Une fois la classification opérée, la LTI ouvre la voie à la transgression verbale. Injure, mortification de l’autre sont ainsi transférées vers la normalité. Apparaît donc dans le cours du Journal la sinistre liste des injures envers les juifs (Judenknecht, Judenhure, Judenschwein, Judensau …). Nous avons déjà constaté que cette extrême dureté verbale est même devenue un devoir civique. On en trouve une autre preuve dans le Journal lorsqu’un des deux SS qui visitaient régulièrement l’immeuble des Klemperer invective l’épouse « aryenne » du Professeur en ces termes : « Si j’avais une parente qui fréquente un juif, je la mépriserais au plus haut point, Sie artvergessenes Weib [espèce de bonne femme oublieuse de sa race] » (Klemperer, 2000 : 117). A ceci correspond la marginalisation linguistique, identitaire et intellectuelle des juifs. Le Journal énumère toutes ces mesures discriminatoires fondées sur des critères raciaux : interdiction de machine à écrire, de papier et de matériel d’écriture, interdiction de s’adresser en public à des non-juifs, de lire des ouvrages non-juifs, de fréquenter les bibliothèques, d’emprunter des ouvrages de bibliothèques (un problème considérable en ce qui concerne le travail de Klemperer pour son inventaire de la LTI). Sur un autre plan, interdiction de donner des prénoms non-juifs aux enfants, et si des adultes juifs en ont un, obligation de rajouter Israël ou Sarah au premier prénom pour mieux les identifier. Klemperer doit ainsi se désigner comme Victor Israël à partir de 1938 (Klemperer, 1996 : 114). Interdiction bien sûr de publier, voire même d’écrire en allemand, puisqu’une inscription placardée sur une porte de la Maison des étudiants de Dresde proclame que lorsque le juif écrit en allemand, il ment, et qu’il ne devrait plus écrire qu’en hébreu. A cela correspond l’abandon de l’écriture gothique, décrétée pour des raisons tactiques comme étant d’origine juive par une circulaire de Martin Bormann en janvier 1941, et la germanisation des noms de lieux slaves, silésiens…, ainsi que des noms de rue d’où disparaissent toutes les désignations de personnes réputées juives (Klemperer, 1996 : 117-120).

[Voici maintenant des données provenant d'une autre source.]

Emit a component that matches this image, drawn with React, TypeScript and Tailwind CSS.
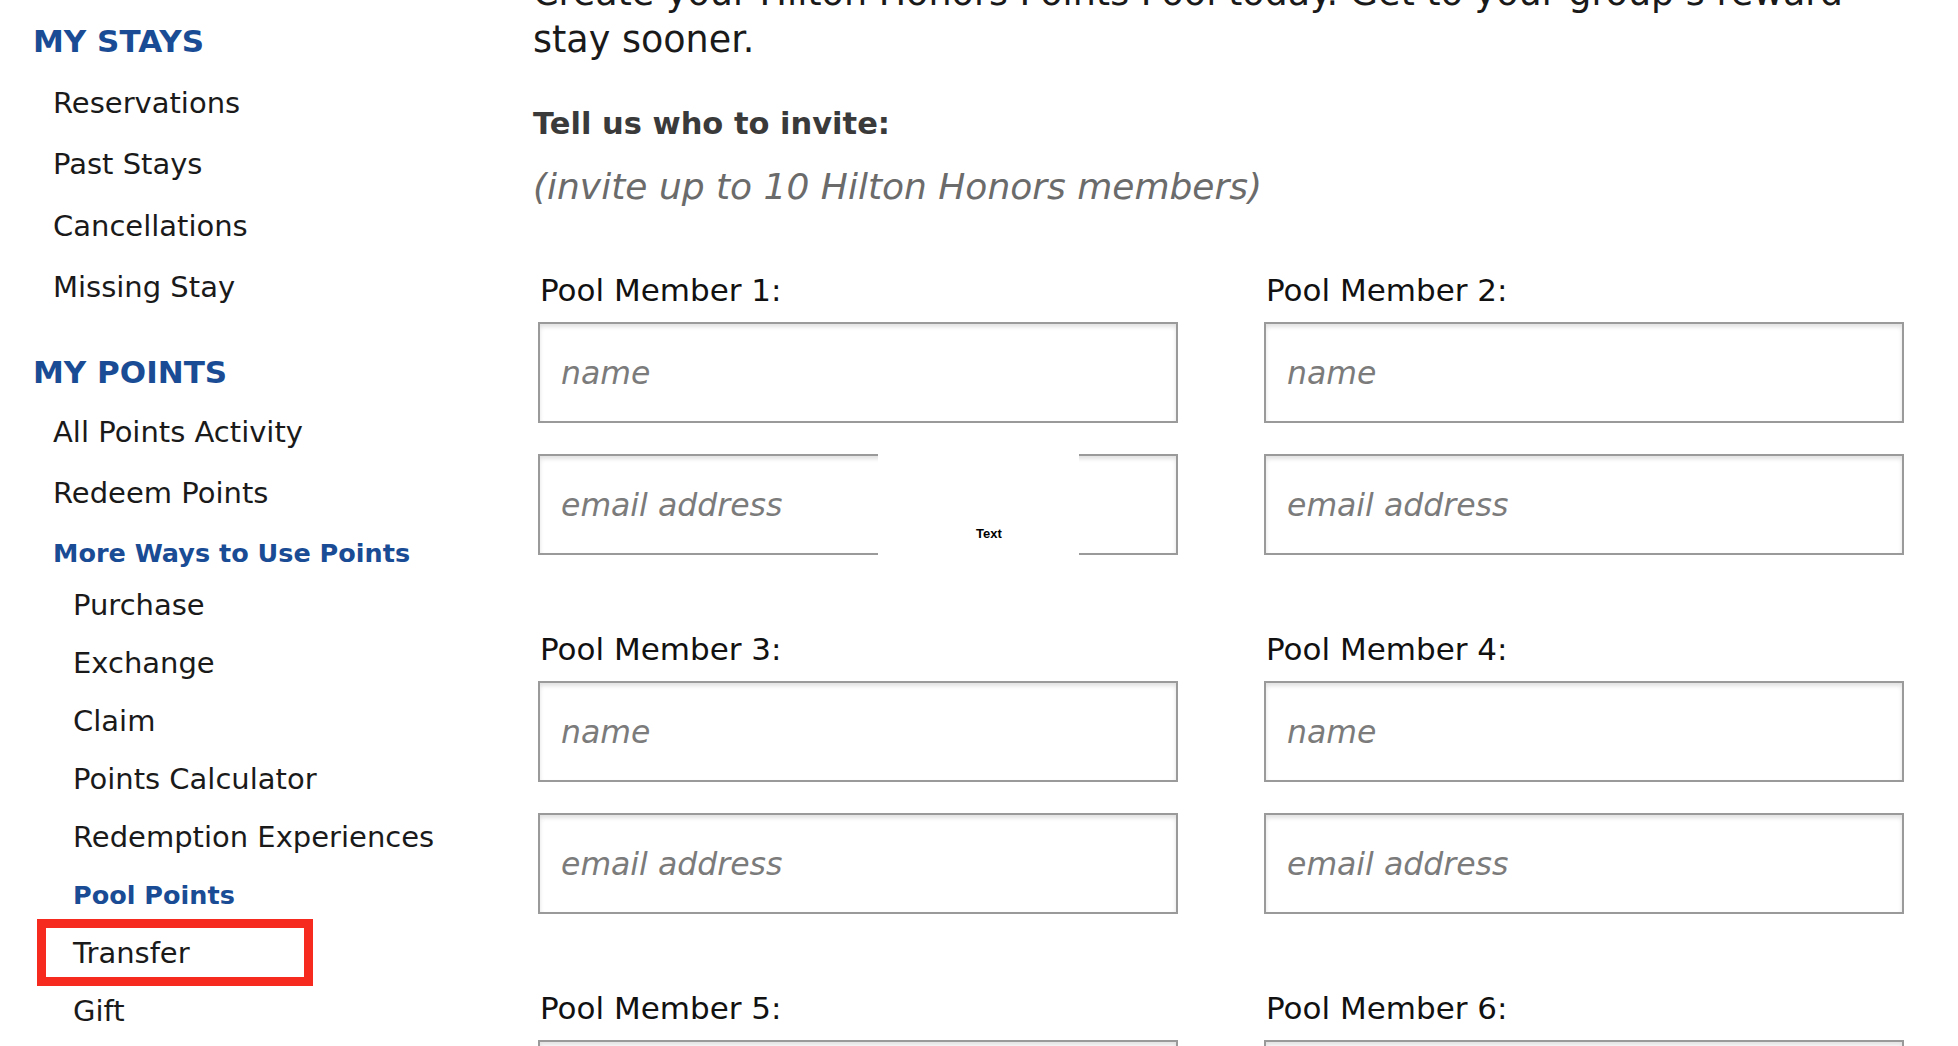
import React from 'react'

const BLUE = 'text-[#194c94]'

interface NavItem {
  label: string
  active?: boolean
}

const STAYS: NavItem[] = [
  { label: 'Reservations' },
  { label: 'Past Stays' },
  { label: 'Cancellations' },
  { label: 'Missing Stay' },
]

const MORE_WAYS: NavItem[] = [
  { label: 'Purchase' },
  { label: 'Exchange' },
  { label: 'Claim' },
  { label: 'Points Calculator' },
  { label: 'Redemption Experiences' },
  { label: 'Pool Points', active: true },
  { label: 'Transfer' },
  { label: 'Gift' },
]

function SubItem({ label, active }: NavItem) {
  return (
    <li
      className={
        active
          ? `h-[58px] leading-[58px] text-[25.5px] font-bold ${BLUE}`
          : 'h-[58px] leading-[58px] text-[29px] text-[#1a1a1a]'
      }
    >
      {label}
    </li>
  )
}

function Sidebar() {
  return (
    <aside className="w-[533px] shrink-0 pl-[33px] pt-[22px]">
      <h2 className={`text-[31px] leading-[38px] font-bold ${BLUE}`}>MY STAYS</h2>
      <ul className="mt-[12.6px] pl-[20px]">
        {STAYS.map((s) => (
          <li key={s.label} className="h-[61.5px] leading-[61.5px] text-[29px] text-[#1a1a1a]">
            {s.label}
          </li>
        ))}
      </ul>

      <h2 className={`mt-[34px] text-[31px] leading-[38px] font-bold ${BLUE}`}>MY POINTS</h2>
      <ul className="mt-[11px] pl-[20px]">
        <li className="h-[61.5px] leading-[61.5px] text-[29px] text-[#1a1a1a]">All Points Activity</li>
        <li className="h-[61.5px] leading-[61.5px] text-[29px] text-[#1a1a1a]">Redeem Points</li>
        <li className={`h-[51px] pt-[5px] leading-[46px] text-[25.5px] font-bold ${BLUE}`}>
          More Ways to Use Points
        </li>
        <li>
          <ul className="pl-[20px]">
            {MORE_WAYS.map((m) => (
              <SubItem key={m.label} {...m} />
            ))}
          </ul>
        </li>
      </ul>
    </aside>
  )
}

function MemberField({ placeholder }: { placeholder: string }) {
  return (
    <input
      type="text"
      placeholder={placeholder}
      className="block h-[101px] w-full border-2 border-[#9a9a9a] bg-white pl-[21px] text-[31.5px] text-[#1a1a1a] shadow-[inset_0_3px_4px_rgba(0,0,0,0.12)] outline-none placeholder:italic placeholder:text-[#7b7b7b]"
    />
  )
}

function PoolMember({ n, note }: { n: number; note?: boolean }) {
  return (
    <div>
      <label className="block pl-[2px] text-[31px] leading-[40px] text-[#111]">Pool Member {n}:</label>
      <div className="mt-[12px] flex flex-col gap-[31px]">
        <MemberField placeholder="name" />
        <div className="relative">
          <MemberField placeholder="email address" />
          {note && (
            <div className="absolute left-[340px] top-[-5px] h-[111px] w-[201px] bg-white pl-[98px] pt-[72px]">
              <span className="font-['Liberation_Sans',Arial,sans-serif] text-[13px] leading-none font-bold text-black">
                Text
              </span>
            </div>
          )}
        </div>
      </div>
    </div>
  )
}

export default function App() {
  return (
    <div className="relative flex h-[1046px] w-full overflow-hidden bg-white font-['DejaVu_Sans',sans-serif]">
      <Sidebar />

      <main className="min-w-0 flex-1">
        <div className="-mt-[30.6px]">
          <p className="whitespace-nowrap text-[36.5px] leading-[47px] text-[#1a1a1a]">
            Create your Hilton Honors Points Pool today. Get to your group’s reward
            <br />
            stay sooner.
          </p>

          <h3 className="mt-[41px] text-[30.5px] leading-[40px] font-bold text-[#3a3a3a]">
            Tell us who to invite:
          </h3>
          <p className="mt-[19px] text-[36px] leading-[47px] italic text-[#6b6b6b]">
            (invite up to 10 Hilton Honors members)
          </p>

          <div className="ml-[5px] mt-[60px] grid grid-cols-[640px_640px] gap-x-[86px] gap-y-[74px]">
            {[1, 2, 3, 4, 5, 6].map((n) => (
              <PoolMember key={n} n={n} note={n === 1} />
            ))}
          </div>
        </div>
      </main>

      {/* annotation box around Transfer */}
      <div className="pointer-events-none absolute left-[37px] top-[919px] h-[67px] w-[276px] border-[9px] border-[#f72a1f]" />
    </div>
  )
}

Il faut cependant constater que le national-socialisme n’est pas en mesure d’élaborer une politique et un comportement linguistique cohérents. Il n’y a pas de stratégie linguistique systématique, mais des mesures et comportements imposés qui seront en définitive plus efficaces par le pouvoir d’insinuation antérieurement évoqué que par leur cohérence. Ainsi Victor Klemperer lui-même remarque que la LTI ne recule pas devant l’emploi de mots étrangers bien souvent d’origine latine si cela sert son style. Il consacre même tout un chapitre intitulé La douche écossaise à l’analyse de ces emprunts assez inouïs de termes tels que diskriminieren, diffamieren, liquidieren, etc. à la langue de l’ennemi (Klemperer, 1996 : 321-324). Les hauts responsables et propagandistes du régime préfèrent à l’évidence tirer profit du caractère ronflant et savant de ces termes et tirer en outre partie de leur capacité à masquer le terrible sens concret de certaines des actions ainsi désignées.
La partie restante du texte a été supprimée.